What separates ‘Narcopolis‘ from being simply drug chic is the breadth of the narrative: the third section focuses on the life of Mumbai resident Mr.Lee, and the dangers of his upbringing in Communist China which eventually led to his escape to India. I found the historical claustrophobia of this section an excellent counterbalance to the haze of the first chapter, and felt a little let-down by the disjointed and disappointing final chapter, once again possibly mimicking the decline of the city from opium to the harder heroin.
I would have been surprised had this been selected as the best English book produced in the Commonwealth this year, but what I really enjoyed about it was Thayil’s rich and rambling wordplay: the tone is set by the prologue, merely six pages long but a single, rambling sentence not for the feint of heart, and below are a selection of examples:
“‘The founder of Christianity was the eponymous Christ, Jesus…'”
“They were all eyes, as if their faces had caved in around their mouths…”
Protaganist Mr. Lee’s Chinese Communist Mother’s view on culture, (and yet another potential subtitle for this entire blog):
“She didn’t believe in culture. She didn’t believe in books. She didn’t believe in knowledge that did not benefit society as a whole. She believed that indiscriminate individual reading was detrimental to progress because it filled the populace with yearnings that were impossible to identify, much less satisfy…”
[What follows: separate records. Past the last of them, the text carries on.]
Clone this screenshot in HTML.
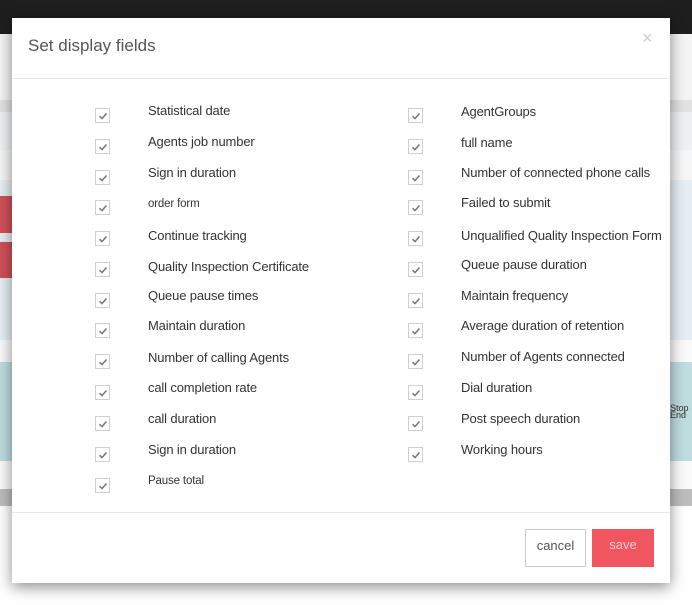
<!DOCTYPE html>
<html><head><meta charset="utf-8"><style>
*{margin:0;padding:0;box-sizing:border-box}
body{width:692px;height:605px;overflow:hidden;position:relative;background:#f4f4f4;font-family:"Liberation Sans",sans-serif}
.b{position:absolute;left:0;width:692px}
#dlg{position:absolute;left:12px;top:18px;width:658px;height:565px;background:#fff;box-shadow:0 4px 14px rgba(0,0,0,.45)}
.cb{position:absolute;width:15px;height:15px;border:1px solid #cfcfcf;background:#fff}
.cb svg{position:absolute;left:2px;top:2px}
.l{position:absolute;font-size:13px;color:#333;white-space:nowrap;line-height:16px;letter-spacing:-0.15px}
</style></head><body>
<div class="b" style="top:0;height:34px;background:#1e1e1e"></div>
<div class="b" style="top:100px;height:12px;background:#e2e2e2"></div>
<div class="b" style="top:112px;height:38px;background:#eef0f2"></div>
<div class="b" style="top:150px;height:30px;background:#f6f6f6"></div>
<div class="b" style="top:180px;height:160px;background:#e6eef4"></div>
<div style="position:absolute;left:0;top:196px;width:20px;height:37px;background:#d0505a"></div>
<div style="position:absolute;left:0;top:242px;width:20px;height:36px;background:#d0505a"></div>
<div class="b" style="top:340px;height:22px;background:#fafafa"></div>
<div class="b" style="top:362px;height:99px;background:#bfdcdf"></div>
<div class="b" style="top:461px;height:28px;background:#fafafa"></div>
<div class="b" style="top:489px;height:17px;background:#bdbdbd"></div>
<div class="b" style="top:506px;height:99px;background:#fff"></div>
<div style="position:absolute;left:670px;top:405px;font-size:9px;line-height:7px;color:#333">Stop<br>End</div>
<div id="dlg">
<div style="position:absolute;left:16px;top:18px;font-size:17px;color:#555">Set display fields</div>
<div style="position:absolute;left:630px;top:10px;font-size:18px;color:#ccc">×</div>
<div style="position:absolute;left:0;top:60px;width:658px;height:1px;background:#e8e8e8"></div>
<div style="position:absolute;left:0;top:494px;width:658px;height:1px;background:#e8e8e8"></div>
<div style="position:absolute;left:513px;top:511px;width:61px;height:38px;border:1px solid #ccc;font-size:13px;color:#555;text-align:center;line-height:32px">cancel</div>
<div style="position:absolute;left:580px;top:511px;width:62px;height:38px;background:#f05560;font-size:13px;color:#fcc;text-align:center;line-height:32px">save</div>
</div>
<div id="rows"></div>
<script>
var L=["Statistical date","Agents job number","Sign in duration","order form","Continue tracking","Quality Inspection Certificate","Queue pause times","Maintain duration","Number of calling Agents","call completion rate","call duration","Sign in duration","Pause total"];
var R=["AgentGroups","full name","Number of connected phone calls","Failed to submit","Unqualified Quality Inspection Form","Queue pause duration","Maintain frequency","Average duration of retention","Number of Agents connected","Dial duration","Post speech duration","Working hours"];
var cy=[115,146,177,207,238,269,300,330,361,392,423,454,485];
var ly=[111,142,173,204,236,267,296,326,358,388,419,450,481];
var ry=[112,143,173,203,236,265,296,326,357,388,419,450];
var h="",ck='<svg width="10" height="10" viewBox="0 0 10 10"><path d="M1.5 5.2 L4 7.5 L8.5 2.5" stroke="#777" stroke-width="1.5" fill="none"/></svg>';
for(var i=0;i<L.length;i++){var fs=(i==3||i==12)?"11.5px":"13px";
h+='<div class="cb" style="left:95px;top:'+(cy[i]-7)+'px">'+ck+'</div><div class="l" style="left:148px;top:'+(ly[i]-8)+'px;font-size:'+fs+'">'+L[i]+'</div>';}
for(var i=0;i<R.length;i++){h+='<div class="cb" style="left:408px;top:'+(cy[i]-7)+'px">'+ck+'</div><div class="l" style="left:461px;top:'+(ry[i]-8)+'px">'+R[i]+'</div>';}
document.getElementById("rows").innerHTML=h;
</script>
</body></html>
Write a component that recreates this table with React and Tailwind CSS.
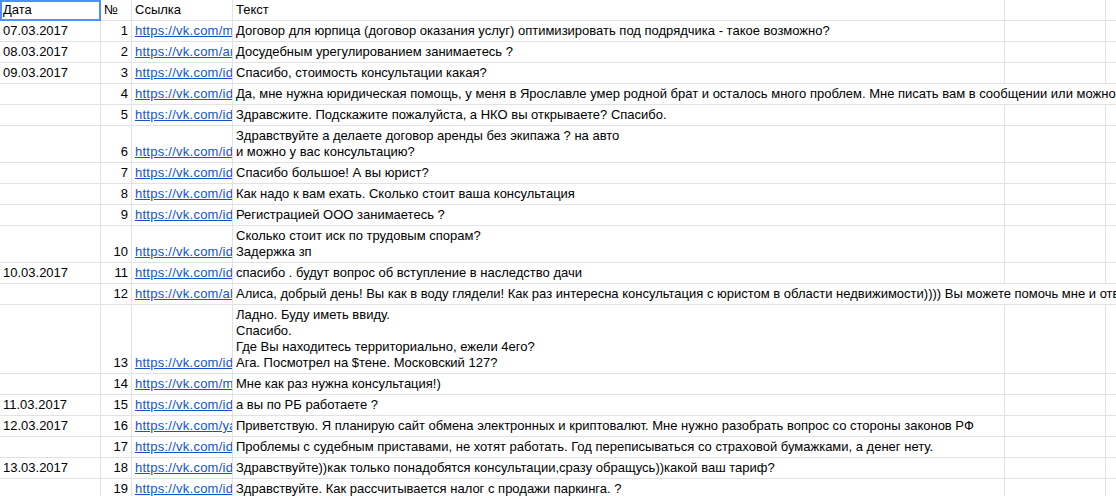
import React from 'react';

const rows = [
  { date: '07.03.2017', n: 1, link: 'https://vk.com/mirpravo', text: ['Договор для юрпица (договор оказания услуг) оптимизировать под подрядчика - такое возможно?'] },
  { date: '08.03.2017', n: 2, link: 'https://vk.com/arteman', text: ['Досудебным урегулированием занимаетесь ?'] },
  { date: '09.03.2017', n: 3, link: 'https://vk.com/id2203841', text: ['Спасибо, стоимость консультации какая?'] },
  { date: '', n: 4, link: 'https://vk.com/id1189223', text: ['Да, мне нужна юридическая помощь, у меня в Ярославле умер родной брат и осталось много проблем. Мне писать вам в сообщении или можно позвонить?'], wide: true },
  { date: '', n: 5, link: 'https://vk.com/id3320914', text: ['Здравсжите. Подскажите пожалуйста, а НКО вы открываете? Спасибо.'] },
  { date: '', n: 6, link: 'https://vk.com/id4410293', text: ['Здравствуйте а делаете договор аренды без экипажа ? на авто', 'и можно у вас консультацию?'] },
  { date: '', n: 7, link: 'https://vk.com/id5581022', text: ['Спасибо большое! А вы юрист?'] },
  { date: '', n: 8, link: 'https://vk.com/id6620117', text: ['Как надо к вам ехать. Сколько стоит ваша консультация'] },
  { date: '', n: 9, link: 'https://vk.com/id7712030', text: ['Регистрацией ООО занимаетесь ?'] },
  { date: '', n: 10, link: 'https://vk.com/id8830451', text: ['Сколько стоит иск по трудовым спорам?', 'Задержка зп'] },
  { date: '10.03.2017', n: 11, link: 'https://vk.com/id9910284', text: ['спасибо . будут вопрос об вступление в наследство дачи'] },
  { date: '', n: 12, link: 'https://vk.com/alisa_k', text: ['Алиса, добрый день! Вы как в воду глядели! Как раз интересна консультация с юристом в области недвижимости)))) Вы можете помочь мне и ответить на пару вопросов?'], wide: true },
  { date: '', n: 13, link: 'https://vk.com/id1029384', text: ['Ладно. Буду иметь ввиду.', 'Спасибо.', 'Где Вы находитесь территориально, ежели 4его?', 'Ага. Посмотрел на $тене. Московский 127?'] },
  { date: '', n: 14, link: 'https://vk.com/maxim_p', text: ['Мне как раз нужна консультация!)'] },
  { date: '11.03.2017', n: 15, link: 'https://vk.com/id2039485', text: ['а вы по РБ работаете ?'] },
  { date: '12.03.2017', n: 16, link: 'https://vk.com/yaroslav', text: ['Приветствую. Я планирую сайт обмена электронных и криптовалют. Мне нужно разобрать вопрос со стороны законов РФ'] },
  { date: '', n: 17, link: 'https://vk.com/id3048576', text: ['Проблемы с судебным приставами, не хотят работать. Год переписываться со страховой бумажками, а денег нету.'] },
  { date: '13.03.2017', n: 18, link: 'https://vk.com/id4057681', text: ['Здравствуйте))как только понадобятся консультации,сразу обращусь))какой ваш тариф?'] },
  { date: '', n: 19, link: 'https://vk.com/id5066792', text: ['Здравствуйте. Как рассчитывается налог с продажи паркинга. ?'] },
];

const cell = 'border-r border-[#e2e2e2] flex items-end pb-[2px] overflow-hidden whitespace-nowrap';

const Row = ({ r }) => (
  <div className="flex border-b border-[#e2e2e2]">
    <div className={`${cell} w-[101px] shrink-0 pl-[3px]`}>{r.date}</div>
    <div className={`${cell} w-[31px] shrink-0 justify-end pr-[3px]`}>{r.n}</div>
    <div className={`${cell} w-[101px] shrink-0 pl-[3px]`}>
      <span className="text-[#1155cc] underline tracking-[0.25px]">{r.link}</span>
    </div>
    {r.wide ? (
      <div className="flex-1 min-w-0 flex items-end pb-[2px] pl-[3px] overflow-hidden whitespace-nowrap">
        {r.text[0]}
      </div>
    ) : (
      <>
        <div className={`${cell} w-[772px] shrink-0 pl-[3px] pt-[2px]`}>
          <div className="flex flex-col">
            {r.text.map((t, i) => (
              <span key={i}>{t}</span>
            ))}
          </div>
        </div>
        <div className={`${cell} w-[101px] shrink-0`} />
        <div className="flex-1" />
      </>
    )}
  </div>
);

export default function App() {
  return (
    <div className="relative w-[1116px] h-[496px] overflow-hidden bg-white text-black text-[13px] leading-[16px] font-['Liberation_Sans',Arial,sans-serif]">
      <div className="flex border-b border-[#e2e2e2] h-[21px]">
        <div className={`${cell} w-[101px] shrink-0 pl-[3px]`}>Дата</div>
        <div className={`${cell} w-[31px] shrink-0 pl-[3px]`}>№</div>
        <div className={`${cell} w-[101px] shrink-0 pl-[3px]`}>Ссылка</div>
        <div className={`${cell} w-[772px] shrink-0 pl-[3px]`}>Текст</div>
        <div className={`${cell} w-[101px] shrink-0`} />
        <div className="flex-1" />
      </div>
      {rows.map((r) => (
        <div key={r.n} className={r.text.length === 4 ? 'h-[69px] flex flex-col [&>div]:flex-1' : r.text.length === 2 ? 'h-[37px] flex flex-col [&>div]:flex-1' : 'h-[21px] flex flex-col [&>div]:flex-1'}>
          <Row r={r} />
        </div>
      ))}
      {/* selected cell A1 */}
      <div className="absolute left-0 top-0 w-[101px] h-[21px] border-2 border-[#4d90fe]" />
    </div>
  );
}
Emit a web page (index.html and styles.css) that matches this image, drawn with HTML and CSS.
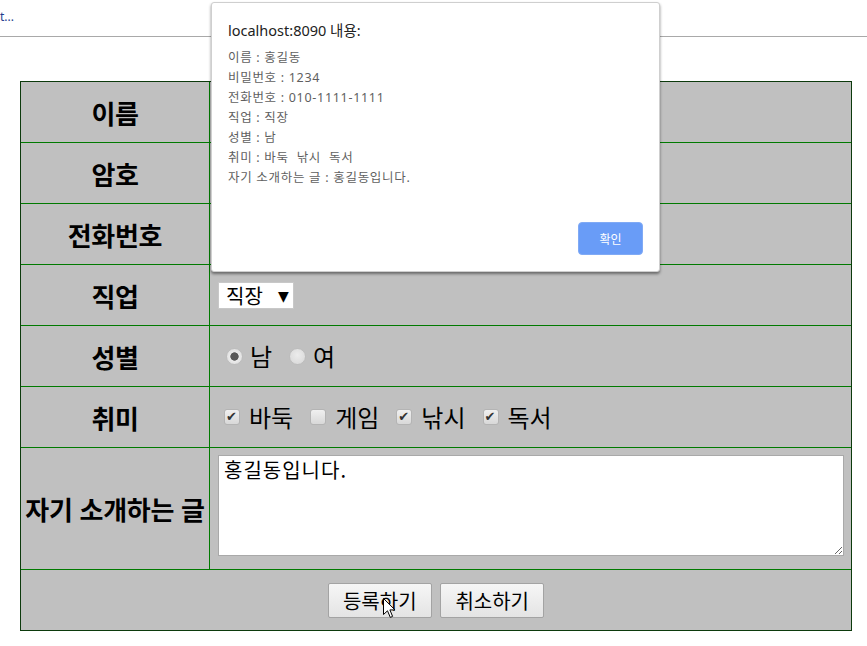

Again, since reading David Bellos’ treatise on translation, I have been seeing examples of the decisions authors have to make on this topic everywhere. In a novel set predominantly in India, there is local lingo scattered throughout, but also the full monty from time to time, such as the following passage:
“Chandulis and charasis were like cockroaches, he said, they would survive anything, including the end of the world. He quoted a Punjabi poem or proverb or limerick:
Charasi, khadi na marsi.
Gar marsi, tho chaalis admi agay karsi…”
Nope, me neither.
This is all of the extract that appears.